DATASET EXTRACT:
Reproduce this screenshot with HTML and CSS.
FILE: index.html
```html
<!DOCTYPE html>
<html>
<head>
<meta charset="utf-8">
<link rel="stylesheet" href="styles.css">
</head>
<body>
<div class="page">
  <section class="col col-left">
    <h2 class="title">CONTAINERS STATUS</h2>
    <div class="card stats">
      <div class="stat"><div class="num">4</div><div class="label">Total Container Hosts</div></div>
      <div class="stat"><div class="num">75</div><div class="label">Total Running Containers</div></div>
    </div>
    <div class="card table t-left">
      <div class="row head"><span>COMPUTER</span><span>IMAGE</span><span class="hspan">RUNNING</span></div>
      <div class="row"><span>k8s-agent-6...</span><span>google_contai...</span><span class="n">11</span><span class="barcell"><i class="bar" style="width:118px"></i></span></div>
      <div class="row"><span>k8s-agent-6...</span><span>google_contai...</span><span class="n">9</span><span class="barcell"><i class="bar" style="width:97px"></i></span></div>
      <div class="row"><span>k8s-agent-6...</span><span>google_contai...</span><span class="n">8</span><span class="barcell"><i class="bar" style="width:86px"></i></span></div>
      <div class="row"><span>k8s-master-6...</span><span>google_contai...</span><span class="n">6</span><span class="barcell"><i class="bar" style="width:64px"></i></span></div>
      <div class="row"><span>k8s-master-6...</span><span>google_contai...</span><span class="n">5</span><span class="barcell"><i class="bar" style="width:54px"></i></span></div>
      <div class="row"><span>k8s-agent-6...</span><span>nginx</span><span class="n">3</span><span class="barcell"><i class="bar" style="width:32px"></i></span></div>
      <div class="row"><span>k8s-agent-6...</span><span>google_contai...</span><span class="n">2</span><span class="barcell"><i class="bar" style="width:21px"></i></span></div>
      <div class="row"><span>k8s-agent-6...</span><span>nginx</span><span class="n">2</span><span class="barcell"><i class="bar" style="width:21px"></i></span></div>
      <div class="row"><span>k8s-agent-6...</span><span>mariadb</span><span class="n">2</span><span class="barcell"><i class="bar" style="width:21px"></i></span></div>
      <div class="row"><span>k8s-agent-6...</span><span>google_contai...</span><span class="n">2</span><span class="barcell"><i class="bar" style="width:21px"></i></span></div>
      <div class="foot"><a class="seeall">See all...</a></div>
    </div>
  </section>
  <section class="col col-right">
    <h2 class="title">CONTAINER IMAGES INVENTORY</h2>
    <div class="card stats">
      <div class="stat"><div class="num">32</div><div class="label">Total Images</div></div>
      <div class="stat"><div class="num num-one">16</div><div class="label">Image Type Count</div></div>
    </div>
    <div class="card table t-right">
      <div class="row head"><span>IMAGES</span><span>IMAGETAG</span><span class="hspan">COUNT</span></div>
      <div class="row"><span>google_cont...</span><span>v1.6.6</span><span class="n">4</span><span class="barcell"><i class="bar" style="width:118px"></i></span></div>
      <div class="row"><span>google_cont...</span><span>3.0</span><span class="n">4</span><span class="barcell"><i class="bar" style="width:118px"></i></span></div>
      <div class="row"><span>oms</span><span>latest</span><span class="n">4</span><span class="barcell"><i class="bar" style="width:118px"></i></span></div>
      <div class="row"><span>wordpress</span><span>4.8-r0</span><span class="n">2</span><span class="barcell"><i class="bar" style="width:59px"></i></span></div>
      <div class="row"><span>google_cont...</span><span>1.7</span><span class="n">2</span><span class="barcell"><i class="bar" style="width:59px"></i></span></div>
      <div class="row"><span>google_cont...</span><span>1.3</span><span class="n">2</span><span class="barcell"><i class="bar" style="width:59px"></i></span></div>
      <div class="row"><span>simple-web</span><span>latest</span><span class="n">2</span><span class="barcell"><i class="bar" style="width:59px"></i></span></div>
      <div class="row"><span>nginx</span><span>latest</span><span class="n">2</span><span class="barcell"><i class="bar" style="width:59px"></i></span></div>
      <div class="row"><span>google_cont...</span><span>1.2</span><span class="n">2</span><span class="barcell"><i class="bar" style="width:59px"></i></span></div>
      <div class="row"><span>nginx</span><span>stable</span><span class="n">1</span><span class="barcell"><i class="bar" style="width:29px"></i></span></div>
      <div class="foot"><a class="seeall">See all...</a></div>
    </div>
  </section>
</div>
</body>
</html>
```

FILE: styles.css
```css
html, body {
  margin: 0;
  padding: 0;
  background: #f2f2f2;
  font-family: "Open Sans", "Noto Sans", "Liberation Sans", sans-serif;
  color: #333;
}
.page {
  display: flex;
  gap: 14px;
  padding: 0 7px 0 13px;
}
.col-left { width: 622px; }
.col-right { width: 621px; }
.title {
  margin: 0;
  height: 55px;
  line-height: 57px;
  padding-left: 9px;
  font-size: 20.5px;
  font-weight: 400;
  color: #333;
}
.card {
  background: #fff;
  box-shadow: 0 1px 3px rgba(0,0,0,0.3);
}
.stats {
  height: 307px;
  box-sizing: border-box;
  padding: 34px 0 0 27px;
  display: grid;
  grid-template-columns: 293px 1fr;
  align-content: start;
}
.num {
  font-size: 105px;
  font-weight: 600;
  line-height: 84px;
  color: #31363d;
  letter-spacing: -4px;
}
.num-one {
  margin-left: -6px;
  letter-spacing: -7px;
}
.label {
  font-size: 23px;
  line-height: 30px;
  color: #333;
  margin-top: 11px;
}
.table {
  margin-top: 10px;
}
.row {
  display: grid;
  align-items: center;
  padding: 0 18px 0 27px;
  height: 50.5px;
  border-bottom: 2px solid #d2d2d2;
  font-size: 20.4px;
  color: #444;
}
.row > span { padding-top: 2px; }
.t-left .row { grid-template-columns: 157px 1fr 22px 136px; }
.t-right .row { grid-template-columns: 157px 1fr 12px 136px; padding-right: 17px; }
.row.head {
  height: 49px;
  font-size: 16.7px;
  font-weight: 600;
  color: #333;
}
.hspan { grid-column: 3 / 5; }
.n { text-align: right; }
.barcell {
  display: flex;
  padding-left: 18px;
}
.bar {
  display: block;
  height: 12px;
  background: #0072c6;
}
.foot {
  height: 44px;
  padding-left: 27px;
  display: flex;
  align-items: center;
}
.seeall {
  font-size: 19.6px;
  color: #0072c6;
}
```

WHAT NEEDS TO BE DONE: Reproduce the material in full, with no word added or dropped.

RESPONSE TO THE EXERCISE:
Reproduce this screenshot with HTML and CSS.
FILE: index.html
```html
<!DOCTYPE html>
<html>
<head>
<meta charset="utf-8">
<link rel="stylesheet" href="styles.css">
</head>
<body>
<div class="page">
  <section class="col col-left">
    <h2 class="title">CONTAINERS STATUS</h2>
    <div class="card stats">
      <div class="stat"><div class="num">4</div><div class="label">Total Container Hosts</div></div>
      <div class="stat"><div class="num">75</div><div class="label">Total Running Containers</div></div>
    </div>
    <div class="card table t-left">
      <div class="row head"><span>COMPUTER</span><span>IMAGE</span><span class="hspan">RUNNING</span></div>
      <div class="row"><span>k8s-agent-6...</span><span>google_contai...</span><span class="n">11</span><span class="barcell"><i class="bar" style="width:118px"></i></span></div>
      <div class="row"><span>k8s-agent-6...</span><span>google_contai...</span><span class="n">9</span><span class="barcell"><i class="bar" style="width:97px"></i></span></div>
      <div class="row"><span>k8s-agent-6...</span><span>google_contai...</span><span class="n">8</span><span class="barcell"><i class="bar" style="width:86px"></i></span></div>
      <div class="row"><span>k8s-master-6...</span><span>google_contai...</span><span class="n">6</span><span class="barcell"><i class="bar" style="width:64px"></i></span></div>
      <div class="row"><span>k8s-master-6...</span><span>google_contai...</span><span class="n">5</span><span class="barcell"><i class="bar" style="width:54px"></i></span></div>
      <div class="row"><span>k8s-agent-6...</span><span>nginx</span><span class="n">3</span><span class="barcell"><i class="bar" style="width:32px"></i></span></div>
      <div class="row"><span>k8s-agent-6...</span><span>google_contai...</span><span class="n">2</span><span class="barcell"><i class="bar" style="width:21px"></i></span></div>
      <div class="row"><span>k8s-agent-6...</span><span>nginx</span><span class="n">2</span><span class="barcell"><i class="bar" style="width:21px"></i></span></div>
      <div class="row"><span>k8s-agent-6...</span><span>mariadb</span><span class="n">2</span><span class="barcell"><i class="bar" style="width:21px"></i></span></div>
      <div class="row"><span>k8s-agent-6...</span><span>google_contai...</span><span class="n">2</span><span class="barcell"><i class="bar" style="width:21px"></i></span></div>
      <div class="foot"><a class="seeall">See all...</a></div>
    </div>
  </section>
  <section class="col col-right">
    <h2 class="title">CONTAINER IMAGES INVENTORY</h2>
    <div class="card stats">
      <div class="stat"><div class="num">32</div><div class="label">Total Images</div></div>
      <div class="stat"><div class="num num-one">16</div><div class="label">Image Type Count</div></div>
    </div>
    <div class="card table t-right">
      <div class="row head"><span>IMAGES</span><span>IMAGETAG</span><span class="hspan">COUNT</span></div>
      <div class="row"><span>google_cont...</span><span>v1.6.6</span><span class="n">4</span><span class="barcell"><i class="bar" style="width:118px"></i></span></div>
      <div class="row"><span>google_cont...</span><span>3.0</span><span class="n">4</span><span class="barcell"><i class="bar" style="width:118px"></i></span></div>
      <div class="row"><span>oms</span><span>latest</span><span class="n">4</span><span class="barcell"><i class="bar" style="width:118px"></i></span></div>
      <div class="row"><span>wordpress</span><span>4.8-r0</span><span class="n">2</span><span class="barcell"><i class="bar" style="width:59px"></i></span></div>
      <div class="row"><span>google_cont...</span><span>1.7</span><span class="n">2</span><span class="barcell"><i class="bar" style="width:59px"></i></span></div>
      <div class="row"><span>google_cont...</span><span>1.3</span><span class="n">2</span><span class="barcell"><i class="bar" style="width:59px"></i></span></div>
      <div class="row"><span>simple-web</span><span>latest</span><span class="n">2</span><span class="barcell"><i class="bar" style="width:59px"></i></span></div>
      <div class="row"><span>nginx</span><span>latest</span><span class="n">2</span><span class="barcell"><i class="bar" style="width:59px"></i></span></div>
      <div class="row"><span>google_cont...</span><span>1.2</span><span class="n">2</span><span class="barcell"><i class="bar" style="width:59px"></i></span></div>
      <div class="row"><span>nginx</span><span>stable</span><span class="n">1</span><span class="barcell"><i class="bar" style="width:29px"></i></span></div>
      <div class="foot"><a class="seeall">See all...</a></div>
    </div>
  </section>
</div>
</body>
</html>
```

FILE: styles.css
```css
html, body {
  margin: 0;
  padding: 0;
  background: #f2f2f2;
  font-family: "Open Sans", "Noto Sans", "Liberation Sans", sans-serif;
  color: #333;
}
.page {
  display: flex;
  gap: 14px;
  padding: 0 7px 0 13px;
}
.col-left { width: 622px; }
.col-right { width: 621px; }
.title {
  margin: 0;
  height: 55px;
  line-height: 57px;
  padding-left: 9px;
  font-size: 20.5px;
  font-weight: 400;
  color: #333;
}
.card {
  background: #fff;
  box-shadow: 0 1px 3px rgba(0,0,0,0.3);
}
.stats {
  height: 307px;
  box-sizing: border-box;
  padding: 34px 0 0 27px;
  display: grid;
  grid-template-columns: 293px 1fr;
  align-content: start;
}
.num {
  font-size: 105px;
  font-weight: 600;
  line-height: 84px;
  color: #31363d;
  letter-spacing: -4px;
}
.num-one {
  margin-left: -6px;
  letter-spacing: -7px;
}
.label {
  font-size: 23px;
  line-height: 30px;
  color: #333;
  margin-top: 11px;
}
.table {
  margin-top: 10px;
}
.row {
  display: grid;
  align-items: center;
  padding: 0 18px 0 27px;
  height: 50.5px;
  border-bottom: 2px solid #d2d2d2;
  font-size: 20.4px;
  color: #444;
}
.row > span { padding-top: 2px; }
.t-left .row { grid-template-columns: 157px 1fr 22px 136px; }
.t-right .row { grid-template-columns: 157px 1fr 12px 136px; padding-right: 17px; }
.row.head {
  height: 49px;
  font-size: 16.7px;
  font-weight: 600;
  color: #333;
}
.hspan { grid-column: 3 / 5; }
.n { text-align: right; }
.barcell {
  display: flex;
  padding-left: 18px;
}
.bar {
  display: block;
  height: 12px;
  background: #0072c6;
}
.foot {
  height: 44px;
  padding-left: 27px;
  display: flex;
  align-items: center;
}
.seeall {
  font-size: 19.6px;
  color: #0072c6;
}
```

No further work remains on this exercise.